Nathan Straus Jr. (May 27, 1889 – September 13, 1961) was an American journalist and politician from New York.

Life
He was the son of Lina (née Gutherz) and Nathan Straus (1848–1931), co-owner of Macy's department store. He attended Princeton University, and Heidelberg University. He worked as a reporter for The New York Globe from 1909 to 1910; and was editor and publisher of Puck magazine from 1913 to 1917. During World War I he served as an ensign in the United States Navy.

After the war, he became Assistant Editor of the New York Globe, but left in 1920 because of the paper's support for Republican presidential candidate Warren G. Harding.
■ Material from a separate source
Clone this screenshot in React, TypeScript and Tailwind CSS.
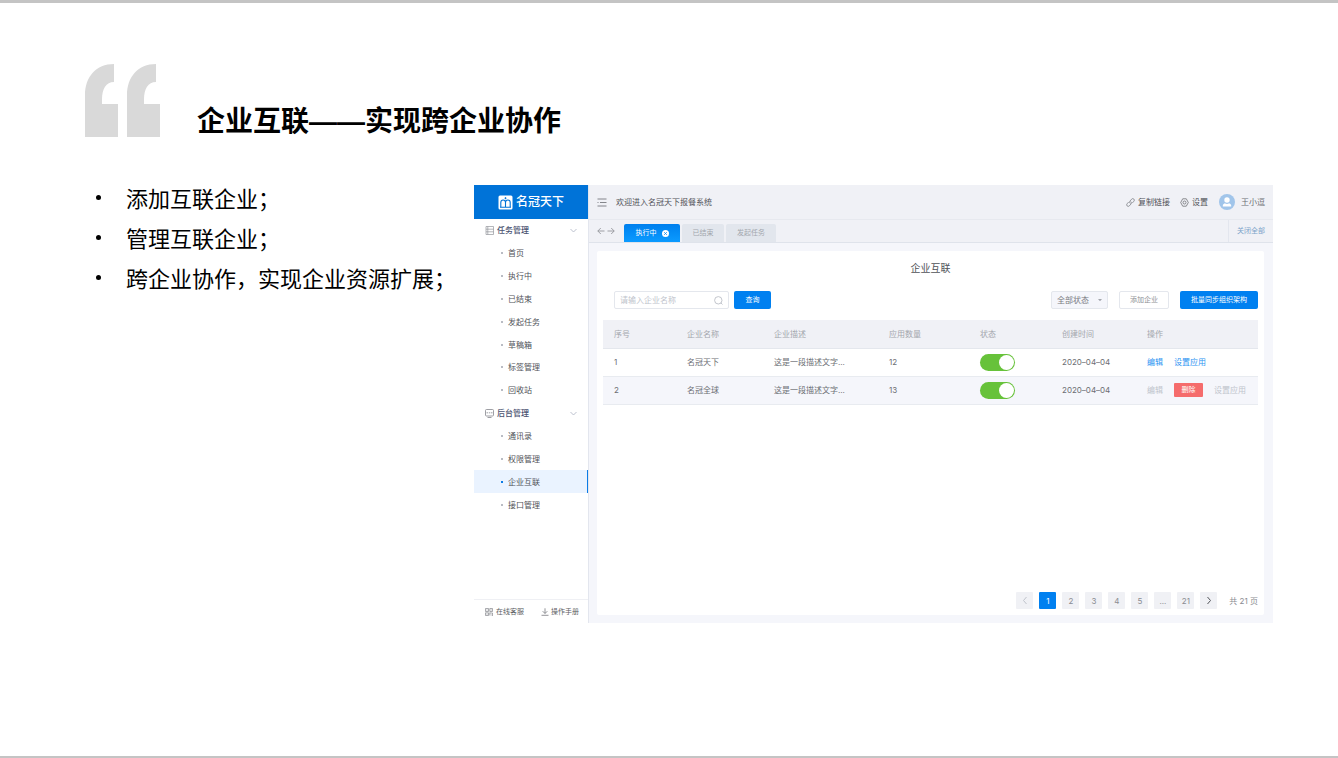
import type { ReactNode } from "react"

type NavItem = {
  label: string
  group?: "task" | "admin"
  active?: boolean
}

type Company = {
  id: number
  name: string
  desc: string
  apps: number
  created: string
  deletable?: boolean
}

const points = ["添加互联企业；", "管理互联企业；", "跨企业协作，实现企业资源扩展；"]

const navItems: NavItem[] = [
  { label: "任务管理", group: "task" },
  { label: "首页" },
  { label: "执行中" },
  { label: "已结束" },
  { label: "发起任务" },
  { label: "草稿箱" },
  { label: "标签管理" },
  { label: "回收站" },
  { label: "后台管理", group: "admin" },
  { label: "通讯录" },
  { label: "权限管理" },
  { label: "企业互联", active: true },
  { label: "接口管理" },
]

const companies: Company[] = [
  { id: 1, name: "名冠天下", desc: "这是一段描述文字...", apps: 12, created: "2020–04–04" },
  { id: 2, name: "名冠全球", desc: "这是一段描述文字...", apps: 13, created: "2020–04–04", deletable: true },
]

const columns = [
  { label: "序号", width: "w-[73px]" },
  { label: "企业名称", width: "w-[87px]" },
  { label: "企业描述", width: "w-[115px]" },
  { label: "应用数量", width: "w-[91px]" },
  { label: "状态", width: "w-[82px]" },
  { label: "创建时间", width: "w-[85px]" },
  { label: "操作", width: "w-[122px]" },
]

const pages = ["1", "2", "3", "4", "5", "...", "21"]

export default function App() {
  return (
    <div className="flex min-h-screen flex-col border-t-3 border-b-2 border-[#c4c4c4] bg-white text-black">
      <header className="flex items-start gap-[37px] pt-[61px] pl-[85px]">
        <QuoteMark />
        <h1 className="pt-[38px] font-['Liberation_Sans','Noto_Sans_CJK_SC',sans-serif] text-[28px] leading-10 font-bold">
          企业互联——实现跨企业协作
        </h1>
      </header>

      <main className="flex items-start pt-[35px] pr-[65px] pl-[96px]">
        <ul className="w-[378px] shrink-0 font-['Noto_Sans_CJK_SC',sans-serif] text-[22px] leading-10 whitespace-nowrap">
          {points.map((point) => (
            <li key={point} className="flex items-center gap-[25px]">
              <span className="size-[5px] rounded-full bg-black" />
              {point}
            </li>
          ))}
        </ul>
        <AdminWindow />
      </main>
    </div>
  )
}

function AdminWindow() {
  return (
    <section className="mt-[8px] flex min-h-[438px] min-w-0 flex-1 bg-[#f5f6fb] font-['Inter','Noto_Sans_CJK_SC',sans-serif] text-[8px] leading-3 text-[#6c6e73]">
      <Sidebar />
      <div className="flex min-w-0 flex-1 flex-col">
        <TopBar />
        <TabBar />
        <div className="flex flex-1 flex-col p-2 pr-[9px]">
          <CompanyPanel />
        </div>
      </div>
    </section>
  )
}

function Sidebar() {
  return (
    <aside className="flex w-[115px] shrink-0 flex-col border-r border-[#e3e6ee] bg-white">
      <div className="flex h-[34px] items-center justify-center gap-[3px] bg-[#0073d8] text-white">
        <LogoIcon />
        <span className="text-[12px] leading-4 font-medium">名冠天下</span>
      </div>
      <nav className="grid h-[297px] auto-rows-fr">
        {navItems.map((item) =>
          item.group ? (
            <button key={item.label} type="button" className="flex items-center gap-[3px] pr-[11px] pl-[11px] font-medium text-[#4a5270]">
              {item.group === "task" ? <ListIcon /> : <MonitorIcon />}
              <span className="flex-1 text-left">{item.label}</span>
              <ChevronIcon />
            </button>
          ) : (
            <a
              key={item.label}
              href="#"
              className={`flex items-center gap-[5px] pl-[27px] text-[#505258] ${item.active ? "border-r border-[#0b7be6] bg-[#eaf3ff]" : ""}`}
            >
              <span className={`size-[2px] ${item.active ? "bg-[#0b7be6]" : "bg-[#b9bcc4]"}`} />
              {item.label}
            </a>
          ),
        )}
      </nav>
      <div className="mt-auto flex h-6 items-center justify-between border-t border-[#eff0f4] pr-[9px] pl-[11px] text-[7px] text-[#5c5e63]">
        <a href="#" className="flex items-center gap-[3px]">
          <QrIcon />
          在线客服
        </a>
        <a href="#" className="flex items-center gap-[2px]">
          <DownloadIcon />
          操作手册
        </a>
      </div>
    </aside>
  )
}

function TopBar() {
  return (
    <div className="flex h-[35px] items-center border-b border-[#e7e9ef] bg-[#f0f1f6] pr-2 pl-2 text-[#505258]">
      <MenuIcon />
      <span className="ml-[9px] flex-1">欢迎进入名冠天下报餐系统</span>
      <button type="button" className="mr-[10px] flex items-center gap-[3px]">
        <LinkIcon />
        复制链接
      </button>
      <button type="button" className="mr-[11px] flex items-center gap-[3px]">
        <GearIcon />
        设置
      </button>
      <AvatarIcon />
      <span className="ml-[6px] text-[#6c6e73]">王小逗</span>
    </div>
  )
}

function TabBar() {
  return (
    <div className="flex h-[23px] items-stretch border-b border-[#dfe3eb] bg-[#f0f1f6] pl-2 text-[7px]">
      <ArrowsIcon />
      <div className="ml-[9px] flex flex-1 items-end gap-[2px]">
        <button
          type="button"
          className="flex h-[18px] w-14 items-center justify-center gap-[5px] rounded-t-[2px] bg-linear-to-b from-[#0080ee] to-[#0c9bff] text-white"
        >
          执行中
          <CloseIcon />
        </button>
        <button type="button" className="h-[18px] w-[42px] rounded-t-[2px] bg-[#e2e6ed] text-[#a3a6ad]">
          已结束
        </button>
        <button type="button" className="h-[18px] w-[50px] rounded-t-[2px] bg-[#e2e6ed] text-[#a3a6ad]">
          发起任务
        </button>
      </div>
      <button type="button" className="border-l border-[#e3e6ee] pr-2 pl-2 text-[#7ba3c9]">
        关闭全部
      </button>
    </div>
  )
}

function CompanyPanel() {
  return (
    <div className="flex flex-1 flex-col rounded-[2px] bg-white px-[6px] pb-[6px]">
      <h2 className="pt-[9px] text-center text-[10px] leading-4 text-[#505258]">企业互联</h2>
      <div className="mt-[15px] mb-[11px] flex h-[18px] items-stretch pl-[11px]">
        <label className="flex w-[115px] items-center rounded-[2px] border border-[#e4e7ed] pr-[5px] pl-[5px]">
          <input
            type="text"
            aria-label="企业名称"
            placeholder="请输入企业名称"
            className="min-w-0 flex-1 outline-none placeholder:text-[#c0c4cc]"
          />
          <SearchIcon />
        </label>
        <button type="button" className="ml-[5px] w-[37px] rounded-[2px] bg-[#0080f0] text-[7px] text-white">
          查询
        </button>
        <div className="relative mr-[11px] ml-auto flex">
          <select
            aria-label="状态"
            className="w-[57px] appearance-none rounded-[2px] border border-[#e4e7ed] bg-[#f5f6fb] pl-[5px] text-[#7a7c82]"
          >
            <option>全部状态</option>
          </select>
          <span className="pointer-events-none absolute top-1/2 right-[6px] -translate-y-1/2">
            <CaretIcon />
          </span>
        </div>
        <button type="button" className="mr-[11px] w-[50px] rounded-[2px] border border-[#e4e7ed] text-[7px] text-[#8f9196]">
          添加企业
        </button>
        <button type="button" className="w-[78px] rounded-[2px] bg-[#0080f0] text-[7px] text-white">
          批量同步组织架构
        </button>
      </div>

      <table className="w-full table-fixed text-left">
        <thead>
          <tr className="h-7 border-b border-[#e4e7ed] bg-[#f0f1f6] text-[#a3a6ad]">
            {columns.map((column) => (
              <th key={column.label} className={`${column.width} pl-[11px] font-normal`}>
                {column.label}
              </th>
            ))}
          </tr>
        </thead>
        <tbody>
          {companies.map((company) => (
            <tr key={company.id} className="h-7 border-b border-[#e8ebf0] even:bg-[#f5f6fb]">
              <td className="pl-[11px]">{company.id}</td>
              <td className="pl-[11px]">{company.name}</td>
              <td className="pl-[11px]">{company.desc}</td>
              <td className="pl-[11px]">{company.apps}</td>
              <td className="pl-[11px]">
                <Toggle label={`${company.name}状态`} />
              </td>
              <td className="pl-[11px]">{company.created}</td>
              <td className="pl-[11px]">
                <div className={`flex items-center gap-[11px] ${company.deletable ? "text-[#c0c4cc]" : "text-[#2c93f2]"}`}>
                  <button type="button">编辑</button>
                  {company.deletable && (
                    <button type="button" className="h-[14px] w-[29px] rounded-[1px] bg-[#f56c6c] text-[7px] text-white">
                      删除
                    </button>
                  )}
                  <button type="button">设置应用</button>
                </div>
              </td>
            </tr>
          ))}
        </tbody>
      </table>

      <div className="mt-auto flex items-center justify-end gap-[6px] text-[#8a8c91]">
        <PageButton label="上一页">
          <PageArrow className="text-[#c0c4cc]" d="M5.5 1 2.5 4.5 5.5 8" />
        </PageButton>
        {pages.map((page) => (
          <PageButton key={page} active={page === "1"}>
            {page}
          </PageButton>
        ))}
        <PageButton label="下一页">
          <PageArrow className="text-[#55575c]" d="M2.5 1 5.5 4.5 2.5 8" />
        </PageButton>
        <span className="ml-[6px]">共 21 页</span>
      </div>
    </div>
  )
}

function Toggle({ label }: { label: string }) {
  return (
    <label className="flex h-[17px] w-[35px] items-center rounded-full bg-[#67c23a] px-[1px]">
      <input
        type="checkbox"
        defaultChecked
        aria-label={label}
        className="size-[15px] appearance-none rounded-full bg-white checked:ml-auto"
      />
    </label>
  )
}

function PageButton({ children, active, label }: { children: ReactNode; active?: boolean; label?: string }) {
  return (
    <button
      type="button"
      aria-label={label}
      className={`flex size-[17px] items-center justify-center rounded-[1px] ${active ? "bg-[#0080f0] text-white" : "bg-[#f0f1f5]"}`}
    >
      {children}
    </button>
  )
}

function PageArrow({ d, className }: { d: string; className: string }) {
  return (
    <svg width="8" height="9" viewBox="0 0 8 9" fill="none" stroke="currentColor" className={className}>
      <path d={d} />
    </svg>
  )
}

function QuoteMark() {
  return (
    <svg width="75" height="73" viewBox="0 0 75 73" fill="#d9d9d9" className="shrink-0">
      <path d="M29 0v18C21 18 17 25 17 35v5h16v33H0V31C0 13 11 0 29 0z" />
      <path d="M71 0v18C63 18 59 25 59 35v5h16v33H42V31C42 13 53 0 71 0z" />
    </svg>
  )
}

// crown inside a rounded tile
function LogoIcon() {
  return (
    <svg width="15" height="15" viewBox="0 0 15 15" fill="none">
      <rect x="0.5" y="0.5" width="14" height="14" rx="1.5" fill="#fff" />
      <path
        d="M2.800 12V7.500q0-2.500 2.300-2.500 2.400 0 2.400 2.500V12M7.500 7.500q0-2.500 2.400-2.500 2.300 0 2.300 2.500V12M2 12.200h11"
        stroke="#0073d8"
        strokeWidth="1.100"
      />
      <path d="M7.500 2.200v2M6.500 3.200h2" stroke="#0073d8" strokeWidth="0.900" />
    </svg>
  )
}

function ListIcon() {
  return (
    <svg width="9" height="9" viewBox="0 0 9 9" fill="none" stroke="#94969c" strokeWidth="0.700">
      <path d="M1 .5h7.500v8H1zM1 3.200h7.500M1 5.800h7.500M2.800.5v8" />
    </svg>
  )
}

function MonitorIcon() {
  return (
    <svg width="9" height="9" viewBox="0 0 9 9" fill="none" stroke="#85878d" strokeWidth="0.800">
      <rect x="0.500" y="0.500" width="8" height="6.500" rx="1" />
      <path d="M1.500 3.800h1.500M3.800 3.800h1.500M6 3.800h1.500M2.500 8.500h4" />
    </svg>
  )
}

function ChevronIcon() {
  return (
    <svg width="7" height="5" viewBox="0 0 7 5" fill="none" stroke="#b4bac8" strokeWidth="0.900">
      <path d="m.5 1 3 3 3-3" />
    </svg>
  )
}

function QrIcon() {
  return (
    <svg width="8" height="8" viewBox="0 0 8 8" fill="none" stroke="#85878d" strokeWidth="0.700">
      <path d="M.5.5h3v3h-3zM4.800.5h2.700v3H4.800zM.5 4.800h3v2.700h-3zM4.800 4.500v3M4.800 5h2.700M7.500 5v3M6.200 6.500v1M1.500 2h1M5.700 2h1M1.500 6.200h1" />
    </svg>
  )
}

function DownloadIcon() {
  return (
    <svg width="8" height="8" viewBox="0 0 8 8" fill="none" stroke="#77797f" strokeWidth="0.800">
      <path d="M4 .3v5M1.700 3.200 4 5.500l2.300-2.300M.5 7.300h7" />
    </svg>
  )
}

function MenuIcon() {
  return (
    <svg width="10" height="9" viewBox="0 0 10 9" fill="none" stroke="#77797f" strokeWidth="0.900">
      <path d="M.5 1h9M3 4.500h6.500M.5 8h9M.5 4.500h1" />
    </svg>
  )
}

function LinkIcon() {
  return (
    <svg width="9" height="9" viewBox="0 0 9 9" fill="none" stroke="#707278" strokeWidth="0.700" strokeLinecap="round">
      <path d="M4 5.200a1.600 1.600 0 0 1 0-2.200l1.700-1.900a1.500 1.500 0 0 1 2.200 2.100L6.600 4.700" />
      <path d="M5 3.800a1.600 1.600 0 0 1 0 2.200L3.300 7.900a1.500 1.500 0 0 1-2.200-2.100l1.300-1.500" />
    </svg>
  )
}

function GearIcon() {
  return (
    <svg width="9" height="9" viewBox="0 0 9 9" fill="none" stroke="#606266" strokeWidth="0.700">
      <path d="M2.700.8h3.600l2 3.700-2 3.700H2.700l-2-3.700z" strokeLinejoin="round" />
      <circle cx="4.500" cy="4.500" r="1.500" />
    </svg>
  )
}

function AvatarIcon() {
  return (
    <svg width="16" height="16" viewBox="0 0 16 16">
      <circle cx="8" cy="8" r="8" fill="#a1c5ea" />
      <circle cx="8" cy="6" r="2.700" fill="#fff" />
      <path d="M3.800 12.500V11.500q0-1.500 2-2.200 2.200 1.200 4.400 0 2 .7 2 2.200v1z" fill="#fff" />
    </svg>
  )
}

function ArrowsIcon() {
  return (
    <svg width="18" height="22" viewBox="0 0 18 22" fill="none" stroke="#94969c" strokeWidth="0.900">
      <path d="M7.500 11H.8M3.800 8l-3 3 3 3M10.500 11h6.700M14.200 8l3 3-3 3" />
    </svg>
  )
}

function CloseIcon() {
  return (
    <svg width="7" height="7" viewBox="0 0 7 7">
      <circle cx="3.500" cy="3.500" r="3.500" fill="#fff" />
      <path d="m2.200 2.200 2.600 2.600M4.800 2.200 2.200 4.800" stroke="#0a8cf7" strokeWidth="0.900" />
    </svg>
  )
}

function SearchIcon() {
  return (
    <svg width="9" height="9" viewBox="0 0 9 9" fill="none" stroke="#b4b8c0" strokeWidth="0.800">
      <circle cx="4.300" cy="4.300" r="3.700" />
      <path d="m6.800 6.800 1.700 1.700" />
    </svg>
  )
}

function CaretIcon() {
  return (
    <svg width="4" height="3" viewBox="0 0 4 3" fill="#a3a6ad" className="block">
      <path d="M0 .5h4L2 2.800z" />
    </svg>
  )
}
Instead, he entered politics as a Democrat, and was a member of the New York State Senate (15th D.) from 1921 to 1926, sitting in the 144th, 145th, 146th, 147th, 148th and 149th New York State Legislatures. He was Chairman of the Committee on Agriculture from 1923 to 1924.

He was a founding trustee of the Palestine Endowment Fund, Inc. (1922) along with Julian Mack and Stephen Samuel Wise

He was New York State Administrator of the National Recovery Administration in 1934; a member of the New York City Housing Authority in 1936; and Administrator of the United States Housing Authority from 1937 to 1942. He published two books on housing issues: Seven Myths of Housing (1944), and Two-Thirds of a Nation – A Housing Program (1952).

Afterwards he was Chairman of the WMCA radio station until his death.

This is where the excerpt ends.